The meter has shaken things up. Stand auto drivers have realised allegiance of regular customers is no longer a given and that they have to make more trips to earn what they used to. Among the positive stories is R. Loganathan’s return to the road as an auto driver

Reluctance to turn on the meter is costing stand autorickshaw drivers dearly. They are losing their regular customers to drivers who abide by the tariff card.

Every morning, Nidhi Rajan takes an autorickshaw from the Srirampettai stand in Nandanam to reach her office in Guindy.

But the past few days, she has changed her routine. Nidhi hurries past the stand and flags the first running autorickshaw she sees.

“The stand autorickshaws don’t go by the meter. They charge at least Rs. 70 more than the correct fare,” she says.

The reluctance among commuters to travel by autorickshaws without functioning meters has hit drivers who are part of stands.

K. Thomas, a driver at an autorickshaw stand in Mylapore, says he can no longer afford to simply wait at the stand for passengers to come to him. “Even our regulars now prefer to flag running autorickshaws as they have meters,” he says.

J. Seshasayanam, general secretary, Madras Metro Auto Drivers, says many stand autorickshaw drivers are yet to procure the new meters as they do not have the necessary permits.

“At least 20,000 autorickshaws have been fined so far. Many drivers are staying at home and not taking the risk of getting caught by traffic policemen,” he says. 

There are 350 authorised stands in the city but thousands of unauthorised ones. The autorickshaw unions affiliated to CITU and AITUC say they have 3,000 stands each under their control.

“Stand autorickshaw drivers used to make the most money, at least Rs. 18,000 a month.
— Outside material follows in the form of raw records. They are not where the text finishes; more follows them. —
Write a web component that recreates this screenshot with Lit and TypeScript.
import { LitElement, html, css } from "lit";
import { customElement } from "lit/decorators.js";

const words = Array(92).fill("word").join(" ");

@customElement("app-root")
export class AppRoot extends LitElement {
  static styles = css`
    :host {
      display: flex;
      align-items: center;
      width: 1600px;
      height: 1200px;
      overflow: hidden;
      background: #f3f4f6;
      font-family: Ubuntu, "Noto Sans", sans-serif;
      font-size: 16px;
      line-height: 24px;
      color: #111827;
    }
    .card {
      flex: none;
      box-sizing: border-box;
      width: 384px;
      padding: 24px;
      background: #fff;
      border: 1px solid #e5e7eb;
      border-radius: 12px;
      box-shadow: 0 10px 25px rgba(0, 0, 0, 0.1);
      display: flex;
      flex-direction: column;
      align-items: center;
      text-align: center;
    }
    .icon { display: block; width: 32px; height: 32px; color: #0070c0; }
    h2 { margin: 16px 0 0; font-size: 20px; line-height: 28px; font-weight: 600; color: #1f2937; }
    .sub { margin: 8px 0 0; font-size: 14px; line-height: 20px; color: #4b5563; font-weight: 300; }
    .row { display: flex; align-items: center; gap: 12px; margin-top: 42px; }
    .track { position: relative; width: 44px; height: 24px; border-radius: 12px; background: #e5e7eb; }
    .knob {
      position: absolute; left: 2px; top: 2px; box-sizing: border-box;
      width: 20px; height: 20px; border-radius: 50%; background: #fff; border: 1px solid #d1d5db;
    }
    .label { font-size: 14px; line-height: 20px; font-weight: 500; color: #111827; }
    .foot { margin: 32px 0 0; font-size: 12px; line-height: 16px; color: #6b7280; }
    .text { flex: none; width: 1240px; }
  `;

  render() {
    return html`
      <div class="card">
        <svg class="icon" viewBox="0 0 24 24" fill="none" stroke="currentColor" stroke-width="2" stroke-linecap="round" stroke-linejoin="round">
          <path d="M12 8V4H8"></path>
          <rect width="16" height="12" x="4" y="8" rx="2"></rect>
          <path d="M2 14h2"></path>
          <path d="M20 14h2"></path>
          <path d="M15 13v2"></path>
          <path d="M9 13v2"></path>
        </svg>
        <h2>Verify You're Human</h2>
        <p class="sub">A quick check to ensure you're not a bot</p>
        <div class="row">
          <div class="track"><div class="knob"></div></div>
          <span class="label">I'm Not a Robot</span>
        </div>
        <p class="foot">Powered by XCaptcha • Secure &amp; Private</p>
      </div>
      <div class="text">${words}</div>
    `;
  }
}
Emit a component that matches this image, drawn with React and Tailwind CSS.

But, with meter enforcement, our earnings are bound to come down as we cannot demand a return fare,” says G. Manikandan, an autorickshaw driver at a stand in Adyar.

A. Raghavan, a resident of Madipakkam who has to depend on autorickshaws to reach the nearest bus stop, says it is difficult to bargain with drivers at stands.

“The stand guys have monopolised the operation and set their own fare structure. They do not even allow autorickshaws from outside to pick up passengers here,” he says.

Now, Raghavan simply walks a little distance away from the stands and flags a running auto, most of which have meters, he says.